----- AVAILABLE DATA -----
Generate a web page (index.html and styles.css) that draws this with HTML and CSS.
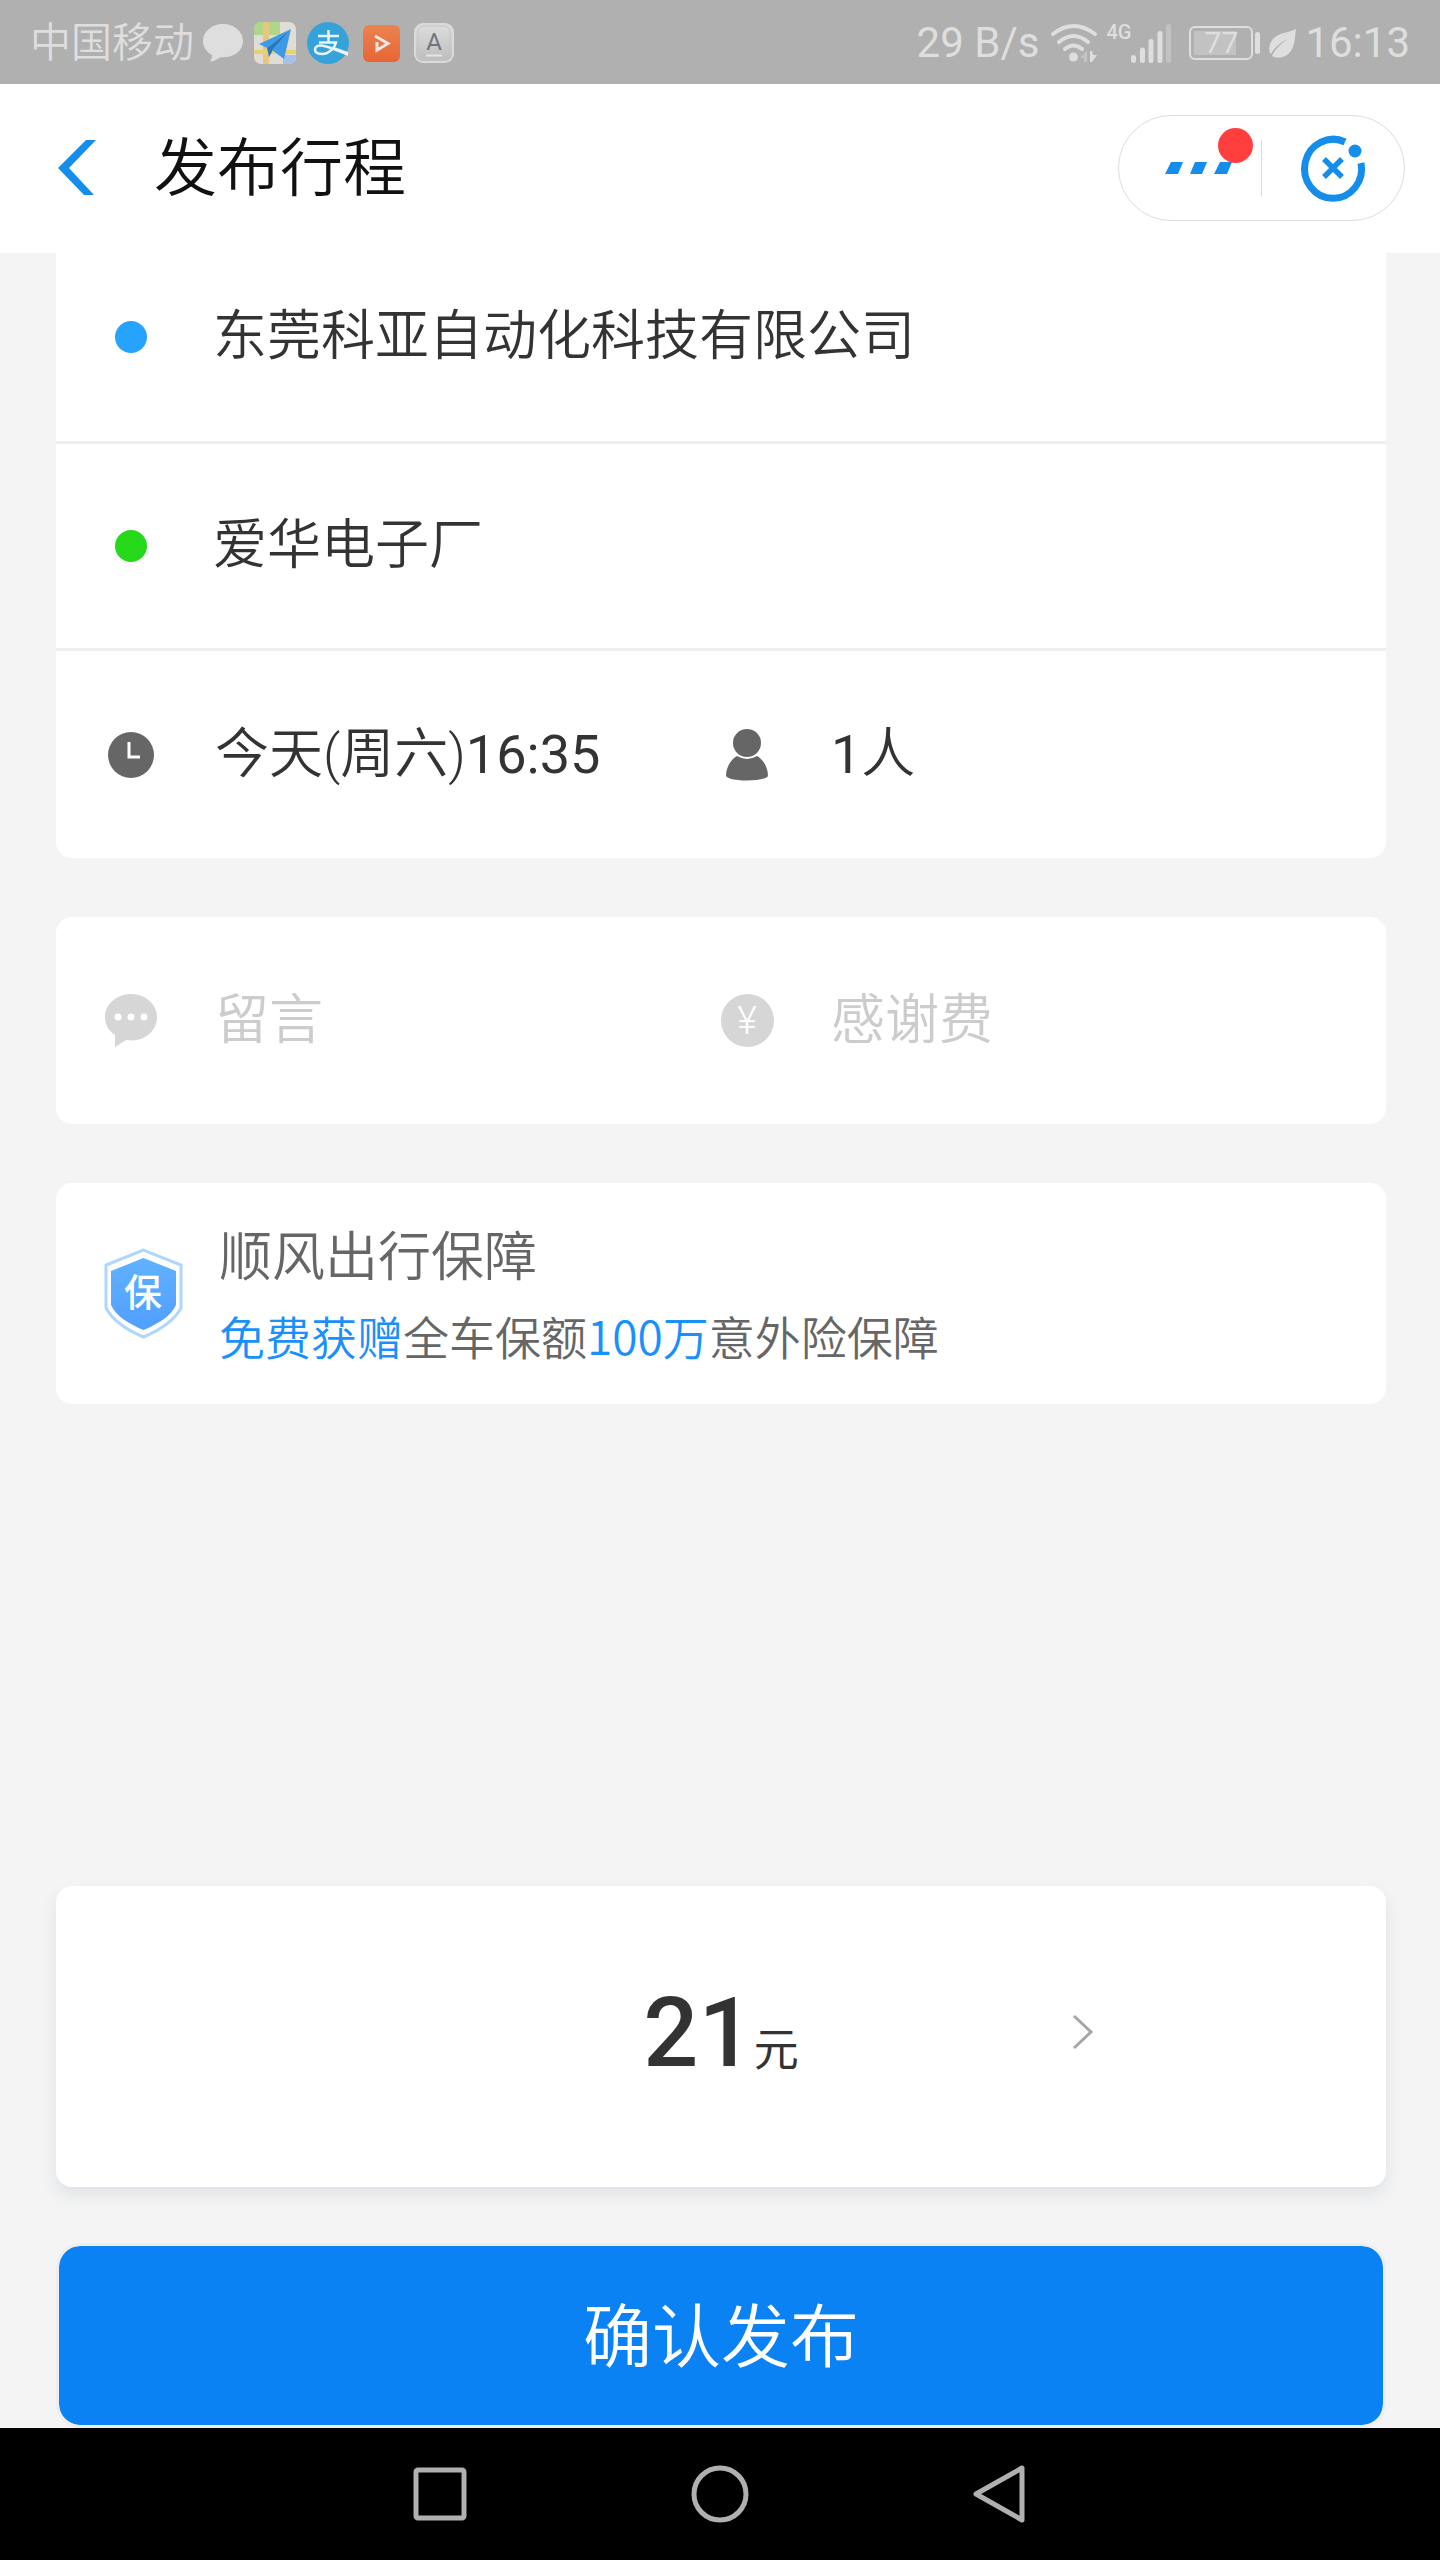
FILE: index.html
```html
<!DOCTYPE html>
<html lang="zh-CN">
<head>
<meta charset="utf-8">
<meta name="viewport" content="width=device-width, initial-scale=1">
<title>发布行程</title>
<link rel="stylesheet" href="styles.css">
</head>
<body>
<div class="status">
  <div class="status-left">
    <span class="carrier">中国移动</span>
    <svg width="40" height="38" viewBox="0 0 40 38"><path fill="#dedede" d="M20 0C9 0 0 7.500 0 17c0 6 3.500 11 9 14 0 2.500-.5 4-2 6.500 4.500-.5 8-2.500 10.500-4.300C30 34.500 40 27 40 17 40 7.500 31 0 20 0z"/></svg>
    <svg width="42" height="42" viewBox="0 0 42 42">
      <defs><clipPath id="map-clip"><rect width="42" height="42" rx="7"/></clipPath></defs>
      <g clip-path="url(#map-clip)">
        <rect width="42" height="42" fill="#dfddd5"/>
        <path fill="#afd78c" d="M0 0h26v13H0z"/>
        <path fill="#e8c67f" d="M9 0h6v42H9z"/>
        <path fill="#e8d26c" d="M0 28h42v4H0z"/>
        <path fill="#a8c0e8" d="M29 33h13v9H29z"/>
        <path fill="#3d9ce6" d="M37 7 5 22l8 4z"/>
        <path fill="#2878c0" d="M37 7 13 26l2 9 4-7z"/>
        <path fill="#3b9be8" d="M37 7 18 28l12 9z"/>
      </g>
    </svg>
    <svg width="42" height="42" viewBox="0 0 42 42">
      <circle cx="21" cy="21" r="21" fill="#35a3da"/>
      <g fill="none" stroke="#e9f3f8" stroke-width="2.500">
        <path d="M11 14h21M21.500 8v12M12 20.500h17c-1 5-7 11.500-13.500 11.500-5 0-7.500-2-7.500-4.500s2.500-4 5.500-4C20 23.500 30 29 41 32"/>
      </g>
      <path fill="#e9f3f8" d="m27 25 14 5v4l-16-7z"/>
    </svg>
    <svg class="gap-l" width="37" height="37" viewBox="0 0 37 37">
      <defs><linearGradient id="orange" x2="0" y2="1"><stop stop-color="#eb8450"/><stop offset="1" stop-color="#e76435"/></linearGradient></defs>
      <rect width="37" height="37" rx="6" fill="url(#orange)"/>
      <path fill="none" stroke="#f0e7e1" stroke-width="3" d="m12 11 13 7.500L14 25v-8"/>
    </svg>
    <svg class="gap-l" width="40" height="40" viewBox="0 0 40 40">
      <defs><linearGradient id="silver" x2="0" y2="1"><stop stop-color="#dedede"/><stop offset="1" stop-color="#bcbcbc"/></linearGradient></defs>
      <rect x="1" y="1" width="38" height="38" rx="8" fill="url(#silver)" stroke="#dadada" stroke-width="2"/>
      <rect x="4" y="3" width="32" height="34" rx="6" fill="none" stroke="#c4c4c4"/>
      <text class="key-letter" x="20" y="27" text-anchor="middle">A</text>
      <path stroke="#e5e5e5" stroke-width="2" d="M12 32.500h16"/>
    </svg>
  </div>
  <div class="status-right">
    <span>29 B/s</span>
    <svg class="wifi" width="46" height="39" viewBox="0 0 46 39">
      <g fill="none" stroke="#dedede" stroke-width="4" stroke-linecap="round"><path d="M2 10Q22.500-6 44 10M8 18q14.500-12 29 0M14 25q8.500-7 17 0"/></g>
      <circle cx="22.500" cy="33" r="4.500" fill="#dedede"/>
      <path fill="#c4c4c4" d="m29 34 7-7v11h-3v-4z"/><path fill="#dedede" d="M39 27h2l1 4h4l-5 7h-2z"/>
    </svg>
    <span class="net">4G</span>
    <svg width="40" height="39" viewBox="0 0 40 39"><g stroke="#dedede" stroke-width="5" stroke-linecap="round"><path d="M2.500 33.500v3M11.500 26v10.500M20 17.500v19M29 9.500v27"/><path stroke="#c2c2c2" d="M37.500 2.500v34"/></g></svg>
    <span class="battery"><span class="charge">77</span></span>
    <svg class="leaf" width="27" height="29" viewBox="0 0 27 29"><path fill="#dedede" d="M27 0C20 4 9 3 3 11c-3 5-4 11-1 14C6 18 11 14 18 10 12 15 6 20 3 27c5 3 14 2 19-5C26 16 26 7 27 0z"/></svg>
    <span>16:13</span>
  </div>
</div>

<header class="header">
  <button class="back" aria-label="返回"><svg width="38" height="55" viewBox="0 0 38 55"><path fill="#148eea" d="M38 0H28L0 28l26 27h10L11 28z"/></svg></button>
  <h1>发布行程</h1>
  <div class="capsule">
    <button class="more" aria-label="更多">
      <svg width="66" height="12" viewBox="0 0 66 12"><path fill="#148eea" d="M6 0h12l-5 12H0zM30 0h12l-5 12H25zM55 0h12l-5 12H49z"/></svg>
      <span class="badge"></span>
    </button>
    <button class="close" aria-label="关闭">
      <svg width="64" height="66" viewBox="0 0 64 66"><g fill="none" stroke="#148eea"><path stroke-width="7" d="M44 7A28.500 29.500 0 1 0 60 28"/><path stroke-width="5.500" d="m23 24 18 18m0-18L23 42"/></g><circle cx="54" cy="16" r="6.500" fill="#148eea"/></svg>
    </button>
  </div>
</header>

<main class="main">
  <section class="card trip">
    <button class="row origin"><span class="icon"><i class="dot start"></i></span><span>东莞科亚自动化科技有限公司</span></button>
    <button class="row"><span class="icon"><i class="dot end"></i></span><span>爱华电子厂</span></button>
    <div class="pair">
      <button class="cell">
        <span class="icon"><svg width="46" height="46" viewBox="0 0 46 46"><circle cx="23" cy="23" r="23" fill="#666"/><path fill="none" stroke="#fff" stroke-width="3" d="M21 10v15h11"/></svg></span>
        <span>今天(周六)<b>16:35</b></span>
      </button>
      <button class="cell">
        <span class="icon"><svg width="42" height="52" viewBox="0 0 42 52"><circle cx="21" cy="14" r="14" fill="#666"/><path fill="#666" d="M11 27q10 6 20 0c7 4 11 12 11 20-3 6-39 6-42 0 0-8 4-16 11-20z"/></svg></span>
        <span><b>1</b>人</span>
      </button>
    </div>
  </section>

  <section class="card pair extras">
    <button class="cell">
      <span class="icon"><svg width="52" height="53" viewBox="0 0 52 53"><path fill="#d6d6d6" d="M26 0C12 0 0 10 0 23c0 8 4 14 10 18v12l11-7c17 3 31-8 31-23C52 10 40 0 26 0z"/><g fill="#fff"><circle cx="13" cy="23" r="3.500"/><circle cx="26" cy="23" r="3.500"/><circle cx="39" cy="23" r="3.500"/></g></svg></span>
      <span>留言</span>
    </button>
    <button class="cell">
      <span class="icon"><svg width="53" height="53" viewBox="0 0 53 53"><circle cx="26.500" cy="26.500" r="26.500" fill="#d6d6d6"/><text class="yen" x="26" y="40" text-anchor="middle">¥</text></svg></span>
      <span>感谢费</span>
    </button>
  </section>

  <section class="card insurance">
    <svg width="79" height="91" viewBox="0 0 79 91">
      <defs><linearGradient id="shield" x2="0" y2="1"><stop stop-color="#60b2ff"/><stop offset="1" stop-color="#509fff"/></linearGradient></defs>
      <path fill="#fff" stroke="#b0d6fb" stroke-width="3" d="M39.500 2 2 17v43c7 13 21 22 37.500 29C56 82 70 73 77 60V17z"/>
      <path fill="url(#shield)" d="M39.500 10 7 23v34c5 11 18 19 32.500 25C54 76 67 68 72 57V23z"/>
      <text class="shield-text" x="39" y="58" text-anchor="middle">保</text>
    </svg>
    <div>
      <h2>顺风出行保障</h2>
      <p><em>免费获赠</em>全车保额<em>100万</em>意外险保障</p>
    </div>
  </section>

  <div class="bottom">
    <button class="card price">
      <span class="amount">21<small>元</small></span>
      <svg class="chevron" width="22" height="36" viewBox="0 0 22 36"><path fill="none" stroke="#a6a6a6" stroke-width="3" d="m2 2 17 16L2 34"/></svg>
    </button>
    <button class="submit">确认发布</button>
  </div>
</main>

<nav class="nav">
  <button aria-label="最近任务"><svg width="60" height="60" viewBox="0 0 60 60"><rect x="6" y="6" width="48" height="48" rx="2"/></svg></button>
  <button aria-label="主页"><svg width="60" height="60" viewBox="0 0 60 60"><circle cx="30" cy="30" r="26"/></svg></button>
  <button aria-label="返回上一级"><svg width="60" height="60" viewBox="0 0 60 60"><path stroke-linejoin="round" d="M52 4v52L6 30z"/></svg></button>
</nav>
</body>
</html>
```
FILE: styles.css
```css
* { box-sizing: border-box; }

body {
  margin: 0;
  min-height: 100vh;
  display: flex;
  flex-direction: column;
  background: #f4f4f4;
  color: #333;
  font-family: Roboto, "Noto Sans CJK SC", sans-serif;
  font-size: 54px;
  font-weight: 400;
  line-height: 64px;
}

button {
  margin: 0;
  padding: 0;
  border: 0;
  background: none;
  color: inherit;
  font: inherit;
  text-align: left;
  cursor: pointer;
}

svg { display: block; flex: none; overflow: visible; }
h1, h2, p { margin: 0; font-weight: 350; }
b { font-weight: 400; }

/* System status bar */
.status {
  height: 84px;
  padding: 2px 30px 0;
  display: flex;
  align-items: center;
  justify-content: space-between;
  background: #b0b0b0;
  color: #dedede;
  font-size: 42px;
  line-height: 82px;
  white-space: nowrap;
}
.status-left, .status-right { display: flex; align-items: center; }
.carrier { margin-right: 9px; font-size: 41px; font-weight: 350; }
.status-left svg + svg { margin-left: 11px; }
.status-left svg + .gap-l { margin-left: 14px; }
.key-letter { font-size: 24px; fill: #70747a; }
.wifi { margin-left: 12px; }
.net {
  align-self: flex-start;
  margin-left: 9px;
  padding-top: 20px;
  font-size: 20px;
  font-weight: 500;
  line-height: 20px;
}
.battery {
  position: relative;
  width: 64px;
  height: 34px;
  margin: 0 16px 0 18px;
  padding: 3px;
  border: 2px solid #dedede;
  border-radius: 6px;
}
.battery::after {
  content: "";
  position: absolute;
  right: -9px;
  top: 4px;
  width: 5px;
  height: 22px;
  border-radius: 3px;
  background: #dedede;
}
.charge {
  display: block;
  height: 100%;
  text-align: center;
  font-size: 30px;
  line-height: 24px;
  background: linear-gradient(90deg, #c2c2c2 77%, transparent 77%);
}
.leaf { margin-right: 9px; }

/* Title bar */
.header {
  position: sticky;
  top: 0;
  z-index: 1;
  height: 169px;
  padding: 0 35px 2px 58px;
  display: flex;
  align-items: center;
  background: #fff;
}
h1 {
  flex: 1;
  margin-left: 58px;
  padding-top: 2px;
  color: #111;
  font-size: 63px;
}
.capsule {
  width: 287px;
  height: 106px;
  display: grid;
  grid-template-columns: 1fr 1fr;
  border: 1px solid #ddd;
  border-radius: 53px;
}
.capsule button {
  display: flex;
  align-items: center;
  justify-content: center;
}
.capsule .more { position: relative; padding-left: 16px; }
.more::after {
  content: "";
  position: absolute;
  right: 0;
  top: 24px;
  bottom: 24px;
  width: 1px;
  background: #ddd;
}
.badge {
  position: absolute;
  right: 9px;
  top: 12px;
  width: 35px;
  height: 35px;
  border-radius: 50%;
  background: #ff3e3e;
}

/* Page content */
.main {
  flex: 1;
  padding: 0 54px 0 56px;
  display: flex;
  flex-direction: column;
  gap: 59px;
}
.card { border-radius: 16px; background: #fff; }
.trip { margin-top: -20px; }
.row, .cell { display: flex; align-items: center; font-weight: 350; }
.row {
  width: 100%;
  height: 207px;
  padding-left: 49px;
  gap: 56px;
  border-bottom: 3px solid #eee;
}
.origin { height: 211px; }
.cell { gap: 58px; }
.cell:first-child { padding-left: 49px; }
.icon { width: 52px; display: flex; justify-content: center; flex: none; }
.dot { width: 32px; height: 32px; border-radius: 50%; }
.start { background: #26a2ff; }
.end { background: #26d81a; }
.pair { display: grid; grid-template-columns: 1fr 1fr; height: 207px; }
.extras { color: #ccc; }
.yen { font-size: 38px; fill: #fff; }

.insurance {
  height: 221px;
  padding-left: 48px;
  display: flex;
  align-items: center;
  gap: 36px;
  color: #666;
  font-family: "Noto Sans CJK SC", sans-serif;
  line-height: 82px;
}
h2 { font-size: 53px; }
p { font-size: 46px; }
em { font-style: normal; color: #1a90fa; }
.shield-text { font-size: 38px; font-weight: 500; fill: #fff; }

.bottom { margin-top: auto; display: flex; flex-direction: column; gap: 56px; }
.price {
  position: relative;
  height: 301px;
  display: flex;
  align-items: center;
  justify-content: center;
  box-shadow: 0 8px 16px #dfe2e6;
}
.amount { padding-top: 10px; font-size: 97px; font-weight: 500; line-height: 112px; }
small { font-size: 45px; font-weight: 400; }
.chevron { position: absolute; left: 76%; margin: 0 0 10px 5px; }
.submit {
  height: 185px;
  padding-top: 6px;
  border: 3px solid #eee;
  border-radius: 24px;
  background: #0b82f4;
  background-clip: padding-box;
  color: #fff;
  font-size: 69px;
  font-weight: 350;
  text-align: center;
}

/* System navigation bar */
.nav {
  height: 132px;
  display: flex;
  align-items: center;
  justify-content: center;
  gap: 220px;
  background: #000;
}
.nav svg { fill: none; stroke: #b0b0b0; stroke-width: 5px; }
```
-----
AIM:
Which lines of the material contain the string "styles"? List each of them.

OUTPUT BELOW:
Generate a web page (index.html and styles.css) that draws this with HTML and CSS.
<link rel="stylesheet" href="styles.css">
FILE: styles.css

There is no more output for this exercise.